_Problem to work on_
In the material below, the lines containing the word "React" are required; copy each of them.

--- Start ---

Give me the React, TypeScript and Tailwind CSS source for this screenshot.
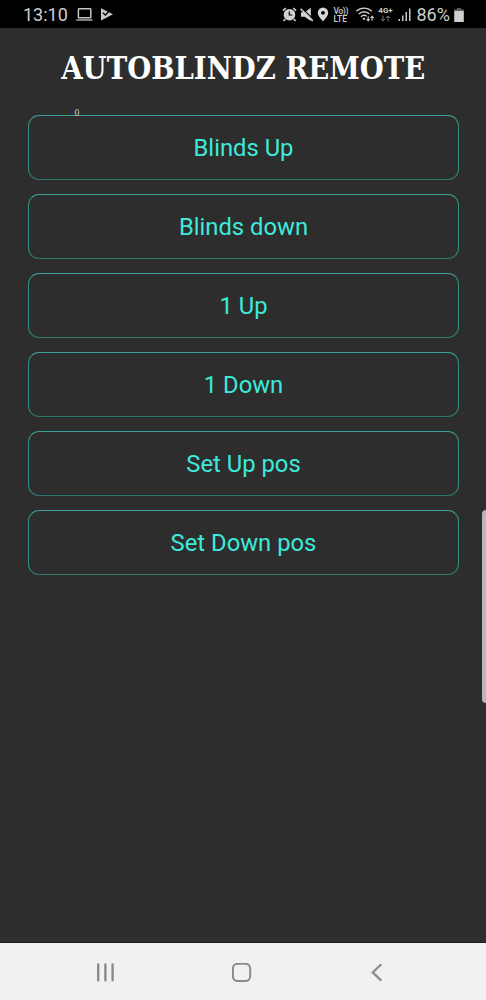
import React from "react";

const actions = ["Blinds Up", "Blinds down", "1 Up", "1 Down", "Set Up pos", "Set Down pos"];

function LaptopIcon() {
  return (
    <svg className="ml-[8px] h-[13px] w-[17px] shrink-0" viewBox="0 0 17 13" fill="none" stroke="#c4c4c4">
      <rect x="2.4" y="0.8" width="12.4" height="9" rx="0.6" strokeWidth="1.5" />
      <path d="M0.3 12h16.2" strokeWidth="1.3" />
    </svg>
  );
}

function PlayCheckIcon() {
  return (
    <svg className="ml-[7px] h-[13px] w-[14px] shrink-0" viewBox="0 0 14 13">
      <path d="M1 0.3L13 6.3L1 12.6Z" fill="#c9c9c9" />
      <path d="M2.8 4.8L5.4 7L10 2" fill="none" stroke="#000" strokeWidth="1.3" />
    </svg>
  );
}

function AlarmIcon() {
  return (
    <svg className="h-[15px] w-[15px] shrink-0" viewBox="0 0 15 15">
      <path d="M1 3.6L3.8 1M14 3.6L11.2 1M3.2 12.1L1.5 14M11.8 12.1L13.5 14" stroke="#d2d2d2" strokeWidth="1.6" />
      <circle cx="7.5" cy="7.7" r="5.8" fill="#d2d2d2" />
      <path d="M7.3 4.5V8H10.4" fill="none" stroke="#000" strokeWidth="1.2" />
    </svg>
  );
}

function MutedIcon() {
  return (
    <svg className="ml-[3px] h-[15px] w-[14px] shrink-0" viewBox="0 0 14 15">
      <path d="M1 5.3H4.6L10.8 0.8V14L4.6 9.7H1Z" fill="#d2d2d2" />
      <path d="M1.5 0.8L14 13.1" stroke="#000" strokeWidth="1.2" />
      <path d="M0.6 1.8L12.8 13.9" stroke="#d2d2d2" strokeWidth="1.5" />
    </svg>
  );
}

function LocationIcon() {
  return (
    <svg className="ml-[3px] h-[15px] w-[12px] shrink-0" viewBox="0 0 12 15">
      <path
        fillRule="evenodd"
        d="M6 0.6A5.2 5.2 0 0 0 0.8 5.8C0.8 9.2 4.2 12 6 14.4C7.8 12 11.2 9.2 11.2 5.8A5.2 5.2 0 0 0 6 0.6ZM6 3.9A1.9 1.9 0 1 1 6 7.7A1.9 1.9 0 0 1 6 3.9Z"
        fill="#d8d8d8"
      />
    </svg>
  );
}

function WifiIcon() {
  return (
    <svg className="ml-[7px] h-[15px] w-[19px] shrink-0" viewBox="0 0 19 15" fill="none" stroke="#cfcfcf">
      <path d="M0.4 4.3C4.8 0.1 11.4 0.1 15.8 4.3M2.7 7.1C6 4.1 10.2 4.1 13.5 7.1M4.9 9.7C6.9 8 9 8 10.6 9.3" strokeWidth="1.4" />
      <path d="M6.3 11.6L8.1 10.6L9.4 11.6L8.1 13.3Z" fill="#cfcfcf" stroke="none" />
      <path d="M12.2 9.2V13.7M10.6 12L12.2 13.8L13.7 12M16.1 13.7V9.2M14.6 11L16.1 9.2L17.7 11" strokeWidth="1.1" />
    </svg>
  );
}

function SignalIcon() {
  return (
    <svg className="ml-[4px] h-[14px] w-[14px] shrink-0" viewBox="0 0 14 14" fill="#c9c9c9">
      <rect x="0.5" y="11" width="1.5" height="2" />
      <rect x="4" y="7.5" width="1.5" height="5.5" />
      <rect x="7.5" y="4" width="1.5" height="9" />
      <rect x="11" y="0.5" width="1.5" height="12.5" />
    </svg>
  );
}

function StatusBar() {
  return (
    <header className="flex h-[28px] items-center bg-black pt-[1px] pr-[22.5px] pl-[23px] text-[#cecece]">
      <span className="w-[45px] text-[18px] leading-none whitespace-nowrap">13:10</span>
      <LaptopIcon />
      <PlayCheckIcon />
      <div className="ml-auto flex items-center">
        <AlarmIcon />
        <MutedIcon />
        <LocationIcon />
        <span className="ml-[5px] flex w-[15px] flex-col text-[8.5px] leading-[8px] font-medium whitespace-nowrap">
          <span className="tracking-[-0.4px]">Vo))</span>
          <span>LTE</span>
        </span>
        <WifiIcon />
        <span className="ml-[3px] flex w-[16px] flex-col items-center text-[8px] leading-[8px] font-bold">
          <span>4G+</span>
          <svg className="h-[7px] w-[11px]" viewBox="0 0 11 7" fill="none" stroke="#777">
            <path d="M3 0.5V6M1 4L3 6L5 4M8 6.5V1M6 3L8 1L10 3" />
          </svg>
        </span>
        <SignalIcon />
        <span className="ml-[5px] w-[33px] text-[18px] leading-none whitespace-nowrap">86%</span>
        <svg className="ml-[4px] h-[14px] w-[10px] shrink-0" viewBox="0 0 10 14">
          <path d="M3 0H7V1.3H9.8V3H0.2V1.3H3Z" fill="#5c5c5c" />
          <rect x="0.2" y="3" width="9.6" height="11" fill="#cfcfcf" />
        </svg>
      </div>
    </header>
  );
}

function NavigationBar() {
  return (
    <nav className="flex h-[57px] items-center justify-between bg-[#f1f1f1] pt-[3px] pr-[100px] pl-[95px] shadow-[0_-1px_0_#1d1d1d]">
      <button aria-label="Recent apps">
        <svg className="block h-[20px] w-[20px]" viewBox="0 0 20 20" stroke="#8a8a8a" strokeWidth="2.4" strokeLinecap="round">
          <path d="M3.2 1.5V17.2M10.4 1.5V17.2M17.6 1.5V17.2" />
        </svg>
      </button>
      <button aria-label="Home">
        <svg className="block h-[20px] w-[20px]" viewBox="0 0 20 20" fill="none" stroke="#8a8a8a" strokeWidth="2">
          <rect x="0.9" y="0.8" width="17.3" height="17.3" rx="4.8" />
        </svg>
      </button>
      <button aria-label="Back">
        <svg className="block h-[20px] w-[18px]" viewBox="0 0 18 20" fill="none" stroke="#8a8a8a" strokeWidth="2.2">
          <path d="M13.3 1.2L4.7 9.4L13.3 17.6" />
        </svg>
      </button>
    </nav>
  );
}

export default function App() {
  return (
    <div className="relative flex h-[1000px] w-[486px] flex-col overflow-hidden bg-[#2d2d2d] font-['Roboto',sans-serif]">
      <StatusBar />
      <main className="flex-1 pr-[27px] pl-[28px]">
        <h1 className="flex h-[87px] justify-center pt-[20px] font-['DejaVu_Serif_Condensed','DejaVu_Serif',serif] text-[31.5px] leading-[40px] font-bold whitespace-nowrap text-white [font-stretch:condensed]">
          <span className="inline-block scale-x-[0.972]">AUTOBLINDZ REMOTE</span>
        </h1>
        <div className="flex flex-col gap-[14px]">
          {actions.map((label) => (
            <button
              key={label}
              className="h-[65px] rounded-[11px] border border-x-[#2f8f82] border-t-[#3fa195] border-b-[#2c786e] pt-[2px] text-[23.8px] leading-none text-[#3ceadb]"
            >
              {label}
            </button>
          ))}
        </div>
      </main>
      <span className="absolute top-[109px] left-[74.5px] font-['Liberation_Serif',serif] text-[9.5px] leading-[9px] text-[#d0d0d0]">0</span>
      <div className="absolute top-[510px] right-0 h-[193px] w-[4.5px] rounded-l-[4px] bg-[#b8b8b8]" />
      <NavigationBar />
    </div>
  );
}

--- End ---

_Exercise solution_
Give me the React, TypeScript and Tailwind CSS source for this screenshot.
import React from "react";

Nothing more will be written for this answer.